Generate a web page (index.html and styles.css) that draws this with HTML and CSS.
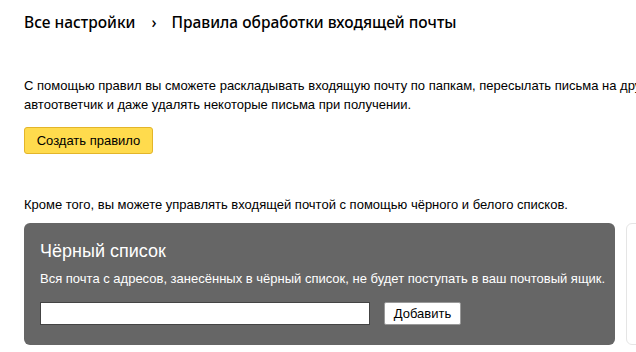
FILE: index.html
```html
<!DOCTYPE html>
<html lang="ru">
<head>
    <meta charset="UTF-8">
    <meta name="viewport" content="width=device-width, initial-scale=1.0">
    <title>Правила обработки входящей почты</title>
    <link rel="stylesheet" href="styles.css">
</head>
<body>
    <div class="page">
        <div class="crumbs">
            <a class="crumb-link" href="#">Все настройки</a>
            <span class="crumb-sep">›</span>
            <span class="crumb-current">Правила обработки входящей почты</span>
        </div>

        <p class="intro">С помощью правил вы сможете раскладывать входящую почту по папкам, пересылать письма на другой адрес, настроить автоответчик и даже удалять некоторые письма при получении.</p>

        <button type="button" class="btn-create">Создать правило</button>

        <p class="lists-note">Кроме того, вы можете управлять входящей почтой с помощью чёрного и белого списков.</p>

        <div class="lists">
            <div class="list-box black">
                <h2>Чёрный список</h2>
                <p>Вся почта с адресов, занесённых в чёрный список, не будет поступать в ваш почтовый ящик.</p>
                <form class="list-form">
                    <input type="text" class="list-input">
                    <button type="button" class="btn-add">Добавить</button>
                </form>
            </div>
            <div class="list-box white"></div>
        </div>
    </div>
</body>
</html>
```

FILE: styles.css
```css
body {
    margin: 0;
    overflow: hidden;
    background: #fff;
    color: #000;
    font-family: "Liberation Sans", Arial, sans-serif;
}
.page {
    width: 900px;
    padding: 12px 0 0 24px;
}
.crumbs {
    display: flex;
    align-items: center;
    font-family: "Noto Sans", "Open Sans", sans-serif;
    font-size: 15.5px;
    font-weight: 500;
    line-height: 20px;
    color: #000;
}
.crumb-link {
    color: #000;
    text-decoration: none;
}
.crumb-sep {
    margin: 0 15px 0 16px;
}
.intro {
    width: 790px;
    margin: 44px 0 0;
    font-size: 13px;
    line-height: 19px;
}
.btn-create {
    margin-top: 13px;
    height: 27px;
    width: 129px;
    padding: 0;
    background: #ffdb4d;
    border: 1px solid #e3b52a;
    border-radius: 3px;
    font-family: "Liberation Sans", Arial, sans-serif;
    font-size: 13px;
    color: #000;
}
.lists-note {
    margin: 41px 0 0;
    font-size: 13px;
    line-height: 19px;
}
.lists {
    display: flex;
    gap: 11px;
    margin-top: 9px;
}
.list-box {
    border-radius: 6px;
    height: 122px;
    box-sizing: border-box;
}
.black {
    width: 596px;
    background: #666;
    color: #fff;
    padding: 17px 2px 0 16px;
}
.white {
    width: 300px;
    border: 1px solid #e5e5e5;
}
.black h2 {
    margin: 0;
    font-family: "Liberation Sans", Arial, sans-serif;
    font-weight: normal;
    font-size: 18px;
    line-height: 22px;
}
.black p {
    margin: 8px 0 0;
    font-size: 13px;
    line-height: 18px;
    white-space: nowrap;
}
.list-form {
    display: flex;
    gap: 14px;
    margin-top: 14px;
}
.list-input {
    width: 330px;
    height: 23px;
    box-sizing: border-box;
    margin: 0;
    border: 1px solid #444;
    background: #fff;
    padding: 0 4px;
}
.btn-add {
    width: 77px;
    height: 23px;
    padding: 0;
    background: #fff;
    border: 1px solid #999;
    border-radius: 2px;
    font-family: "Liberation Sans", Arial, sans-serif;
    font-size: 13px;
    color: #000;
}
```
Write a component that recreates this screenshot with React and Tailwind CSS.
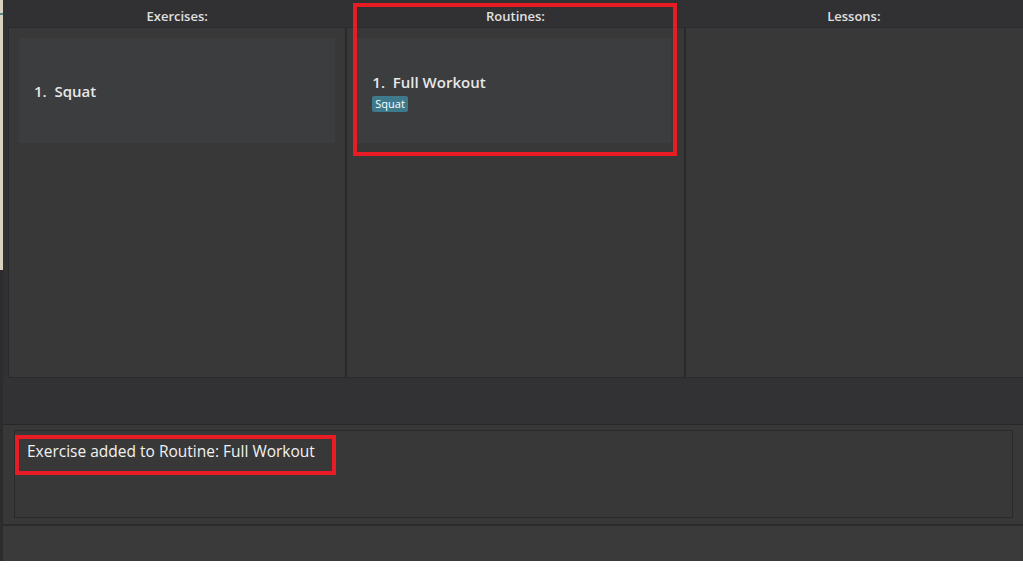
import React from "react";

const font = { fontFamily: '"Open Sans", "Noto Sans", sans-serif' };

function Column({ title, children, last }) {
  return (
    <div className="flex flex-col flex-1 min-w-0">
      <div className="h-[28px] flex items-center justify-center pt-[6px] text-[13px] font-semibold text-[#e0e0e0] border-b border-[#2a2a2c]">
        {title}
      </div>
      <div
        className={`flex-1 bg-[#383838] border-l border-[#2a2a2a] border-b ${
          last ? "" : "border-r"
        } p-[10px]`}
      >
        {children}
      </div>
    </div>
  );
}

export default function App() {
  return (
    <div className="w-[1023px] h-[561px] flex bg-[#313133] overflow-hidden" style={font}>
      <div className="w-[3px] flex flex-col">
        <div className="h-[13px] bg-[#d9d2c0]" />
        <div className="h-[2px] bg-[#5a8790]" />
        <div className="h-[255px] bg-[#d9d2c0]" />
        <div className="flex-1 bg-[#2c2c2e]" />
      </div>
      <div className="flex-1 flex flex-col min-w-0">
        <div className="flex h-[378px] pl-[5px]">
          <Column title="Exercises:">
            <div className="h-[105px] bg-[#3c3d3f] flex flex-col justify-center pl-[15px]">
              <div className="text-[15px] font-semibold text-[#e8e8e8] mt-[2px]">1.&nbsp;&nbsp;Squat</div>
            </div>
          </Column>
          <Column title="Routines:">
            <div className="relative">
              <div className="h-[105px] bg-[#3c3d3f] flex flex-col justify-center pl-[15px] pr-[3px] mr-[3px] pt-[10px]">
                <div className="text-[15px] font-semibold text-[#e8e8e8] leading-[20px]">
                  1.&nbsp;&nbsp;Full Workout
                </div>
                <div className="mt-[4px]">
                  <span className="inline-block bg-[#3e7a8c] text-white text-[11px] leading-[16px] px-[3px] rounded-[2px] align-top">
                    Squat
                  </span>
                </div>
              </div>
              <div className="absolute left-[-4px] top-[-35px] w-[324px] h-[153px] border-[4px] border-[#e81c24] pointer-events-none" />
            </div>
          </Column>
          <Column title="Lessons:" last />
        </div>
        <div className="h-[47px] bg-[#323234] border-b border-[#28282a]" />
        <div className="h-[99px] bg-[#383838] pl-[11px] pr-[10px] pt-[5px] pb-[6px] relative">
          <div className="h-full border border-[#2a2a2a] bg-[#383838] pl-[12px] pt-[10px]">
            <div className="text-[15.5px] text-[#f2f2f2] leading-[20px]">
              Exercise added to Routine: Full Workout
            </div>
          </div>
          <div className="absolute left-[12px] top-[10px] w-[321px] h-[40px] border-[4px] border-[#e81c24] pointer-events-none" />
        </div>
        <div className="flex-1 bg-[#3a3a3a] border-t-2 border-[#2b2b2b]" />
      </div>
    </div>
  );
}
___
● Instructions for the task
Return each line where "that" shows up.

● Exercise result
Generate a web page (index.html and styles.css) that draws this with HTML and CSS.
Write a component that recreates this screenshot with React and Tailwind CSS.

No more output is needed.